The GAOMON M10K is the rock-bottom budget pick — a large screenless pen pad with surprisingly capable specs (high pressure sensitivity, tilt on many models, a generous active area, and shortcut keys) at a remarkably low price. It's the ideal first tablet for an absolute beginner, a student testing whether digital art is for them, or anyone who wants to try a graphics tablet without any real financial commitment. The build, pen feel, and driver polish won't match the premium brands, but the core functionality is all there, making it the smart cheap entry into digital drawing.

How to choose: screen vs screenless, pen specs, drivers, and software

Decide screen versus screenless first, because it's the defining choice. A screenless pen pad (Wacom Intuos Pro, XP-Pen Deco Pro, GAOMON) is cheaper, more durable, more portable, and better for ergonomics (you sit upright looking at your monitor), but you draw on the pad while looking at the screen — a hand-eye coordination that takes practice and never feels as natural as paper to some. A pen display (Huion Kamvas, Wacom One) lets you draw directly onto the on-screen artwork, which is far more intuitive and immediate, at higher cost, more setup (it needs to connect to and be powered by a computer), and less portability. Beginners often find a display more intuitive; budget-conscious and ergonomics-focused users often prefer a pad. Pick based on how you want to work.

Check pen specs, but know that most modern tablets are good enough. Pressure sensitivity (commonly 8,192 levels across all these tablets) controls how line width and opacity respond to how hard you press — more levels sound impressive, but beyond a few thousand the difference is imperceptible, so don't overweight this number. Tilt support (the pen responding to its angle, useful for shading and natural brush behaviour) is more meaningful and worth having for illustration. A battery-free pen (all the picks here) is preferable — no charging, lighter. The pen feel and surface texture matter to comfort, and this is where Wacom's refinement shows, but every tablet here has capable pen hardware.

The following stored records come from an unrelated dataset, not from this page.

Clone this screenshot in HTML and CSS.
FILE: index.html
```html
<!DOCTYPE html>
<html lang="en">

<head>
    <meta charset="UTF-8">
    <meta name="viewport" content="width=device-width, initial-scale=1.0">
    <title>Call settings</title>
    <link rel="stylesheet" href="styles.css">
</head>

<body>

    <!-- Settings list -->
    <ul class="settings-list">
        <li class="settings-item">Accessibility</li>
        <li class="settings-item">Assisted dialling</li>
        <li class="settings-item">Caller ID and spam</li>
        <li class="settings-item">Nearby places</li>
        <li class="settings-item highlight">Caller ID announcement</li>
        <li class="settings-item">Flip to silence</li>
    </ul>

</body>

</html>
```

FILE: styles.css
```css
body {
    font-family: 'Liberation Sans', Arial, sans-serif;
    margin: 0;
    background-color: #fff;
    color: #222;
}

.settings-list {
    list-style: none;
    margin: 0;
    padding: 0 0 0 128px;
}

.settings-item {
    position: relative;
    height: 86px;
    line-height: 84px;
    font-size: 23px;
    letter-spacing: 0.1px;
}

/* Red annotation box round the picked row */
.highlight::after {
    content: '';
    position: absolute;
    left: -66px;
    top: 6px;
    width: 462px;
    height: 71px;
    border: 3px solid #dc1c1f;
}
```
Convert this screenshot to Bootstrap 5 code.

Weight driver reliability and software compatibility, the things that cause real frustration. The single most common complaint with budget tablets is driver problems — pen lag, disconnections, or crashes — and this is where Wacom has historically led and why pros pay for it, though XP-Pen and Huion drivers have become reliable for most users. Confirm the tablet supports your operating system (Windows/Mac, and Android or Chromebook if relevant) and your creative software (all here work with Photoshop, Illustrator, Clip Studio, Krita, and the major apps). And match the active area or screen size to your space and budget — bigger is more comfortable but costs more and takes more desk room. Buy the screen/screenless type that fits your workflow, a tablet with tilt and a battery-free pen, and a brand whose driver reliability you trust, and you'll be set for years.

Frequently asked questions

Should I get a screen tablet or a screenless drawing pad?
This is the most important decision, and it comes down to workflow, budget, and how intuitive you need it to feel. A screenless pen pad (like the Wacom Intuos Pro, XP-Pen Deco Pro, or GAOMON) means you draw on a blank pad while watching your separate monitor — it's cheaper, more durable, more portable, and ergonomically better (you sit upright rather than hunching over a screen), but the hand-eye coordination of drawing in one place and looking in another takes practice and never feels quite like paper to some people. A pen display (like the Huion Kamvas or Wacom One) shows your artwork on the tablet itself, so you draw directly onto the image like paper — far more intuitive and immediate, especially for beginners — but it costs more, needs to connect to and draw power from a computer (it's not a standalone device like an iPad), and is less portable. If drawing directly feels essential and budget allows, get a display; if you want to save money, value portability and ergonomics, or are a working pro comfortable with the pad workflow, get a screenless tablet. Many artists start screenless and upgrade to a display later.
Does pen pressure sensitivity (8192 levels) actually matter?
Pressure sensitivity matters, but the headline number is largely marketing beyond a certain point. Pressure sensitivity is what makes your lines respond to how hard you press — light pressure for thin, faint strokes and harder pressure for thick, opaque ones, which is essential for natural-feeling digital drawing and painting. However, nearly every modern tablet, including budget ones, now offers 8,192 levels of pressure, and the human hand cannot perceive the difference between, say, 4,000 and 8,192 levels — beyond a few thousand levels it's imperceptible in actual use. So don't choose a tablet based on a higher pressure number, because they're all effectively the same now. What matters more is tilt support (the pen sensing its angle for natural shading and brush behaviour), the overall pen feel and the surface texture, the initial activation force (how light a touch registers), and — most of all — reliable drivers so the pressure tracks smoothly without lag. Treat 8,192 levels as a baseline checkbox, not a differentiator.
Why do cheap graphics tablets get bad reviews even with good specs?
Almost always because of driver problems, not hardware. A graphics tablet relies on its software driver to communicate pen pressure, tilt, and position to your computer and creative apps in real time, and poorly-written or buggy drivers cause the issues that ruin the experience: pen lag (the line trailing behind the pen), sudden disconnections, pressure not registering, conflicts with software like Photoshop, and crashes. This is historically where budget brands fell down despite having capable pen hardware on paper, and it's a big part of why professionals have long paid the premium for Wacom, whose drivers are the most stable and reliable in the industry. The good news is that the major value brands — XP-Pen and Huion in particular — have improved their drivers enormously over the years and are now reliable for the large majority of users. The cheapest, lesser-known brands are where driver risk remains highest. So when comparing tablets, weight driver reliability (check recent reviews specifically for driver complaints on your operating system) at least as heavily as the spec sheet, because good specs mean nothing if the pen lags.